Where was the demand? Electric vehicles? Uhm, no. Crossovers, SUVs and large pick-up trucks are what drove margin as well as increased market share. On that note, the firm has reaffirmed its commitment to the future that will include both autonomous and electric vehicles that will include offerings under both the Hummer and Cadillac brand names. On the already mentioned relationship with Nikola, both sides have the right to terminate that deal should it not close by December 3rd.
Lastly, and importantly, General Motors repaid $5.2 billion of the firm's revolving credit facilities over the three month period reported, and then another $3.9 billion early in Q4 with a goal of repaying the whole enchilada by year's end, all the while being able to maintain a nice cash position. Along those lines, GM reported adjusted automotive operating cash flow of $9.1 billion.

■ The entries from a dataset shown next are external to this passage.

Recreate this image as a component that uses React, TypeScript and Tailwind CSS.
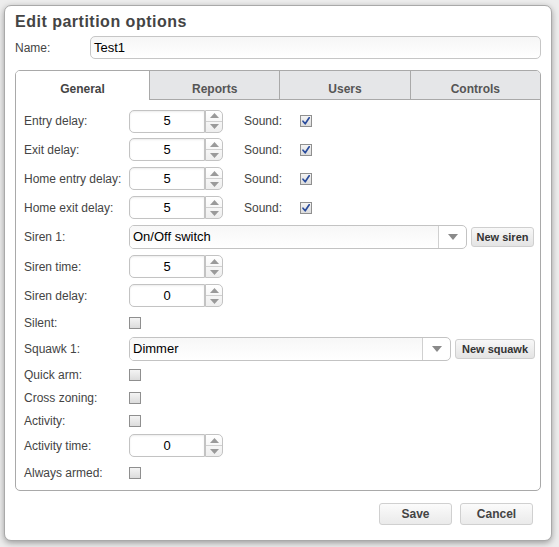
import React from "react";

const font = { fontFamily: '"Liberation Sans", Arial, sans-serif' };

function Check({ checked = false }: { checked?: boolean }) {
  return (
    <div className="w-[12px] h-[12px] border border-[#8f8f8f] bg-gradient-to-b from-[#f4f4f4] to-[#dcdcdc] flex items-center justify-center">
      {checked && (
        <svg width="10" height="10" viewBox="0 0 10 10">
          <path d="M2 5.2 L4.2 7.8 L8.2 1.8" fill="none" stroke="#2a4c9c" strokeWidth="1.7" strokeLinecap="round" strokeLinejoin="round" />
        </svg>
      )}
    </div>
  );
}

function Spinner({ value }: { value: string }) {
  return (
    <div className="flex items-stretch h-[23px]">
      <div className="w-[76px] border border-[#c3c3c3] rounded-l-[5px] bg-white flex items-center justify-center text-[13px] text-black shadow-[inset_0_1px_2px_rgba(0,0,0,0.08)]">
        {value}
      </div>
      <div className="w-[18px] border border-[#c3c3c3] rounded-r-[5px] bg-gradient-to-b from-white to-[#eeeeee] flex flex-col">
        <div className="flex-1 flex items-center justify-center border-b border-[#d0d0d0]">
          <svg width="9" height="5" viewBox="0 0 9 5"><path d="M0 5 L4.5 0 L9 5 Z" fill="#9a9a9a" /></svg>
        </div>
        <div className="flex-1 flex items-center justify-center">
          <svg width="9" height="5" viewBox="0 0 9 5"><path d="M0 0 L4.5 5 L9 0 Z" fill="#9a9a9a" /></svg>
        </div>
      </div>
    </div>
  );
}

function Select({ value, width }: { value: string; width: number }) {
  return (
    <div className="flex h-[24px] border border-[#c3c3c3] rounded-[5px] bg-white overflow-hidden" style={{ width }}>
      <div className="flex-1 flex items-center pl-[3px] text-[13px] text-black bg-gradient-to-b from-[#f7f7f7] to-white">{value}</div>
      <div className="w-[28px] border-l border-[#d0d0d0] flex items-center justify-center">
        <svg width="10" height="6" viewBox="0 0 10 6"><path d="M0 0 L5 6 L10 0 Z" fill="#8a8a8a" /></svg>
      </div>
    </div>
  );
}

function SmallBtn({ children, width }: { children: React.ReactNode; width: number }) {
  return (
    <div
      className="h-[20px] border border-[#cfcfcf] rounded-[3px] bg-gradient-to-b from-[#f8f8f8] to-[#e4e4e4] flex items-center justify-center text-[11px] font-bold text-[#333]"
      style={{ width }}
    >
      {children}
    </div>
  );
}

function Row({ label, h, children }: { label: string; h: number; children?: React.ReactNode }) {
  return (
    <div className="flex items-center" style={{ height: h }}>
      <div className="w-[105px] shrink-0 text-[12px] text-[#444]">{label}</div>
      {children}
    </div>
  );
}

function DelayRow({ label, h }: { label: string; h: number }) {
  return (
    <Row label={label} h={h}>
      <Spinner value="5" />
      <div className="ml-[21px] w-[56px] text-[12px] text-[#444]">Sound:</div>
      <Check checked />
    </Row>
  );
}

export default function App() {
  const tabs = ["General", "Reports", "Users", "Controls"];
  return (
    <div className="w-[559px] h-[547px] bg-[#ededed] pt-[5px] pl-[4px]" style={font}>
      <div className="w-[548px] h-[536px] bg-white border border-[#a9a9a9] rounded-[7px] shadow-[0_2px_6px_rgba(0,0,0,0.35)] px-[10px] pt-[6px] flex flex-col">
        <div className="h-[20px] flex items-center text-[16px] tracking-[0.5px] font-bold text-[#444]">Edit partition options</div>
        <div className="mt-[4px] flex items-center h-[23px]">
          <div className="w-[75px] text-[12px] text-[#444]">Name:</div>
          <div className="flex-1 h-[23px] border border-[#c6c6c6] rounded-[5px] flex items-center pl-[3px] text-[13px] text-black bg-gradient-to-b from-[#f6f6f6] to-white">
            Test1
          </div>
        </div>

        <div className="mt-[11px] h-[421px] border border-[#a9a9a9] rounded-[5px] flex flex-col overflow-hidden">
          <div className="flex h-[29px] shrink-0">
            {tabs.map((t, i) => (
              <div
                key={t}
                className={
                  i === 0
                    ? "w-[133px] bg-white flex items-center justify-center pt-[7px] text-[12px] font-bold text-[#444]"
                    : "flex-1 bg-[#e5e6e8] border-l border-b border-[#a9a9a9] flex items-center justify-center pt-[7px] text-[12px] font-bold text-[#555]"
                }
              >
                {t}
              </div>
            ))}
          </div>
          <div className="pl-[8px] pt-[7px] flex flex-col">
            <DelayRow label="Entry delay:" h={28} />
            <DelayRow label="Exit delay:" h={29} />
            <DelayRow label="Home entry delay:" h={29} />
            <DelayRow label="Home exit delay:" h={29} />
            <Row label="Siren 1:" h={30}>
              <Select value="On/Off switch" width={338} />
              <div className="ml-[4px]"><SmallBtn width={63}>New siren</SmallBtn></div>
            </Row>
            <Row label="Siren time:" h={29}><Spinner value="5" /></Row>
            <Row label="Siren delay:" h={29}><Spinner value="0" /></Row>
            <Row label="Silent:" h={25}><Check /></Row>
            <Row label="Squawk 1:" h={28}>
              <Select value="Dimmer" width={322} />
              <div className="ml-[4px]"><SmallBtn width={80}>New squawk</SmallBtn></div>
            </Row>
            <Row label="Quick arm:" h={23}><Check /></Row>
            <Row label="Cross zoning:" h={23}><Check /></Row>
            <Row label="Activity:" h={24}><Check /></Row>
            <Row label="Activity time:" h={25}><Spinner value="0" /></Row>
            <Row label="Always armed:" h={30}><Check /></Row>
          </div>
        </div>

        <div className="mt-[12px] flex justify-end gap-[8px] pr-[8px]">
          <div className="w-[73px] h-[22px] border border-[#d0d0d0] rounded-[3px] bg-gradient-to-b from-[#fbfbfb] to-[#eaeaea] flex items-center justify-center text-[12px] font-bold text-[#444]">Save</div>
          <div className="w-[73px] h-[22px] border border-[#d0d0d0] rounded-[3px] bg-gradient-to-b from-[#fbfbfb] to-[#eaeaea] flex items-center justify-center text-[12px] font-bold text-[#444]">Cancel</div>
        </div>
      </div>
    </div>
  );
}
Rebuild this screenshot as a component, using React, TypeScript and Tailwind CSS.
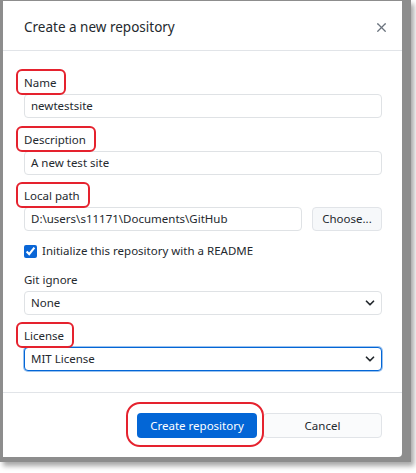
import { ChevronDown, X } from "lucide-react";
import type { ReactNode } from "react";

const font = { fontFamily: '"Noto Sans", "Open Sans", sans-serif' };

const Marked = ({ children }: { children: ReactNode }) => (
  <span className="relative inline-block">
    {children}
    <span className="absolute -left-[8px] -right-[10px] -top-[5px] -bottom-[4px] rounded-[6px] border-2 border-[#e5222e]" />
  </span>
);

const Label = ({ children, marked }: { children: string; marked?: boolean }) => (
  <div className="h-[17px] leading-[17px] text-[11.5px] text-[#24292e] mb-[3px]">
    {marked ? <Marked>{children}</Marked> : children}
  </div>
);

const TextBox = ({ value, className = "" }: { value: string; className?: string }) => (
  <div
    className={`h-[24px] rounded-[4px] border border-[#dfe2e5] bg-white px-[6px] flex items-center text-[11.5px] text-[#24292e] ${className}`}
  >
    {value}
  </div>
);

const Select = ({ value, focused }: { value: string; focused?: boolean }) => (
  <div
    className={`h-[24px] rounded-[4px] border bg-white pl-[6px] pr-[4px] flex items-center justify-between text-[11.5px] text-[#24292e] ${
      focused ? "border-[#0366d6] ring-1 ring-[#0366d6]/40" : "border-[#dfe2e5]"
    }`}
  >
    <span>{value}</span>
    <ChevronDown size={14} strokeWidth={3} className="text-[#24292e]" />
  </div>
);

export default function App() {
  return (
    <div className="w-[416px] h-[473px] bg-white" style={font}>
      <div className="w-[411px] bg-[#8d8d8d] pl-[3px] pt-[1px] pr-[6px] pb-[5px] shadow-[3px_4px_5px_rgba(0,0,0,0.35)]">
        <div className="w-[399px] h-[456px] bg-white rounded-br-[4px] flex flex-col">
          {/* Header */}
          <div className="h-[50px] shrink-0 border-b border-[#e1e4e8] pl-[21px] pr-[13px] pt-[3px] flex items-center justify-between">
            <h1 className="text-[13.5px] text-[#24292e]">Create a new repository</h1>
            <X size={15} strokeWidth={2} className="text-[#6a737d]" />
          </div>

          {/* Form */}
          <div className="flex-1 pl-[21px] pr-[20px] pt-[23px]">
            <Label marked>Name</Label>
            <TextBox value="newtestsite" />

            <div className="mt-[13px]">
              <Label marked>Description</Label>
              <TextBox value="A new test site" />
            </div>

            <div className="mt-[12px]">
              <Label marked>Local path</Label>
              <div className="flex gap-[10px]">
                <TextBox value="D:\users\s11171\Documents\GitHub" className="flex-1" />
                <div className="w-[70px] h-[24px] rounded-[4px] border border-[#e1e4e8] bg-[#f6f8fa] flex items-center justify-center text-[11.5px] text-[#24292e]">
                  Choose...
                </div>
              </div>
            </div>

            <label className="mt-[13px] h-[14px] flex items-center gap-[5px] text-[11.5px] text-[#24292e]">
              <input type="checkbox" defaultChecked className="w-[13px] h-[13px] m-0 accent-[#0a66d6]" />
              Initialize this repository with a README
            </label>

            <div className="mt-[13px]">
              <Label>Git ignore</Label>
              <Select value="None" />
            </div>

            <div className="mt-[12px]">
              <Label marked>License</Label>
              <Select value="MIT License" focused />
            </div>
          </div>

          {/* Footer */}
          <div className="h-[65px] shrink-0 border-t border-[#e1e4e8] pl-[21px] pr-[20px] pt-[20px] flex items-start justify-end gap-[6px]">
            <div className="relative">
              <button className="block w-[120px] h-[25px] rounded-[4px] bg-[#0366d6] text-white text-[11.5px]">
                Create repository
              </button>
              <span className="absolute -left-[11px] -right-[7px] -top-[11px] -bottom-[9px] rounded-[14px] border-2 border-[#e5222e]" />
            </div>
            <button className="block w-[119px] h-[25px] rounded-[4px] border border-[#e1e4e8] bg-[#fafbfc] text-[#24292e] text-[11.5px]">
              Cancel
            </button>
          </div>
        </div>
      </div>
    </div>
  );
}
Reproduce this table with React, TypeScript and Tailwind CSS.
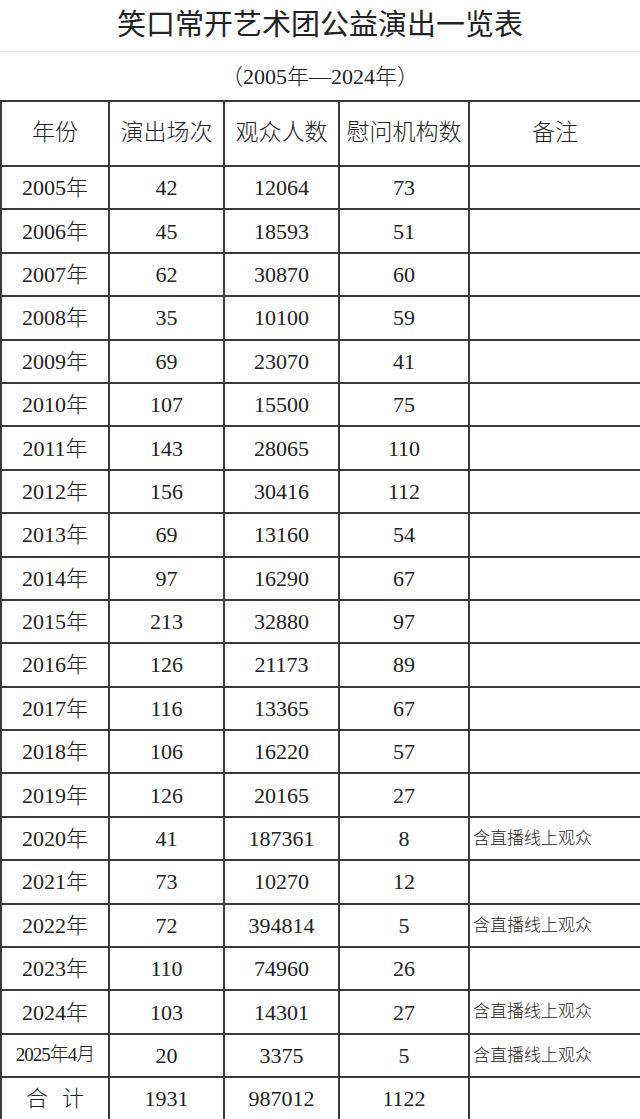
const rows: [string, string, string, string, string][] = [
  ['2005年', '42', '12064', '73', ''],
  ['2006年', '45', '18593', '51', ''],
  ['2007年', '62', '30870', '60', ''],
  ['2008年', '35', '10100', '59', ''],
  ['2009年', '69', '23070', '41', ''],
  ['2010年', '107', '15500', '75', ''],
  ['2011年', '143', '28065', '110', ''],
  ['2012年', '156', '30416', '112', ''],
  ['2013年', '69', '13160', '54', ''],
  ['2014年', '97', '16290', '67', ''],
  ['2015年', '213', '32880', '97', ''],
  ['2016年', '126', '21173', '89', ''],
  ['2017年', '116', '13365', '67', ''],
  ['2018年', '106', '16220', '57', ''],
  ['2019年', '126', '20165', '27', ''],
  ['2020年', '41', '187361', '8', '含直播线上观众'],
  ['2021年', '73', '10270', '12', ''],
  ['2022年', '72', '394814', '5', '含直播线上观众'],
  ['2023年', '110', '74960', '26', ''],
  ['2024年', '103', '14301', '27', '含直播线上观众'],
  ['2025年4月', '20', '3375', '5', '含直播线上观众'],
]

const font = { fontFamily: '"Liberation Serif", "Noto Sans CJK SC", serif' }

export default function App() {
  return (
    <div className="w-[640px] h-[1119px] bg-white text-[#222] font-light overflow-hidden" style={font}>
      <div className="h-[52px] flex items-center justify-center border-b border-gray-200 text-[29px] font-normal">
        笑口常开艺术团公益演出一览表
      </div>
      <div className="h-[48px] flex items-center justify-center text-[22px]">
        （2005年—2024年）
      </div>
      <table className="w-[640px] table-fixed border-collapse border-2 border-[#3a3a3a]">
        <colgroup>
          <col className="w-[108px]" />
          <col className="w-[115px]" />
          <col className="w-[115px]" />
          <col className="w-[130px]" />
          <col className="w-[172px]" />
        </colgroup>
        <thead>
          <tr className="h-[65px] text-[23px]">
            {['年份', '演出场次', '观众人数', '慰问机构数', '备注'].map((h) => (
              <th key={h} className="border-2 border-[#3a3a3a] font-light text-center p-0">
                {h}
              </th>
            ))}
          </tr>
        </thead>
        <tbody>
          {rows.map((r) => (
            <tr key={r[0]} className="h-[43.4px] text-[22px]">
              <td className={`border-2 border-[#3a3a3a] text-center p-0 ${r[0].length > 5 ? 'text-[19px] tracking-[-1px]' : ''}`}>
                {r[0]}
              </td>
              <td className="border-2 border-[#3a3a3a] text-center p-0">{r[1]}</td>
              <td className="border-2 border-[#3a3a3a] text-center p-0">{r[2]}</td>
              <td className="border-2 border-[#3a3a3a] text-center p-0">{r[3]}</td>
              <td className="border-2 border-[#3a3a3a] text-left pl-[3px] p-0 text-[17px]">{r[4]}</td>
            </tr>
          ))}
          <tr className="h-[43.4px] text-[22px]">
            <td className="border-2 border-[#3a3a3a] text-center p-0 tracking-[14px] pl-[14px]">合计</td>
            <td className="border-2 border-[#3a3a3a] text-center p-0">1931</td>
            <td className="border-2 border-[#3a3a3a] text-center p-0">987012</td>
            <td className="border-2 border-[#3a3a3a] text-center p-0">1122</td>
            <td className="border-2 border-[#3a3a3a] p-0"></td>
          </tr>
        </tbody>
      </table>
    </div>
  )
}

Seems like a lot because it is. That number was $5.4 billion for the comparable period in 2019. The firm ended the quarter with $37.8 billion worth of automotive liquidity. Obviously that would be after the $5.2 billion payment, but ahead of the $3.9 billion plunge.
This is a little tough, because I see the chart in two different ways. Hence, one tells a more bullish story than the other and pardon the pun, curbs my enthusiasm. Let me know what you think. What? Of course I trust you.
Upon first glance, I notice that the shares are close to being technically overbought, and that a cup and handle pattern established over the summer had created a pivot at the $33.50-ish level in early September. That spot would have created a price target of $40. There was a breakout in mid-October, and then the pivot was tested from above later in the month. Is another run at a potential $40 target worthy of creating equity risk in between $36 and $37? Maybe for a short term trader.
Then there's the Pitchfork that does not really work going back to the lows of March, but works quite well going back to the low of April. This suggests a continuance of trend which sounds much better to investors. This model also allows for a bull case target price closer to $45. Remember that the firm has not paid a dividend since February, so that's not a reason to hold, nor a way to reduce net basis.
I am not crazy about the equity. I did try to set up a couple of spreads. They don't work for me. Too much premium for the in line opportunity, Not enough on the sale just a few bucks higher on strike price. What I might do, and I am still just thinking about it, is do something like this.... maybe write the January $32 puts for $1.25. Pocket the $125 up front. If one does end up having the shares put to them, at least net basis will be down around $30.75. I think I could live with that.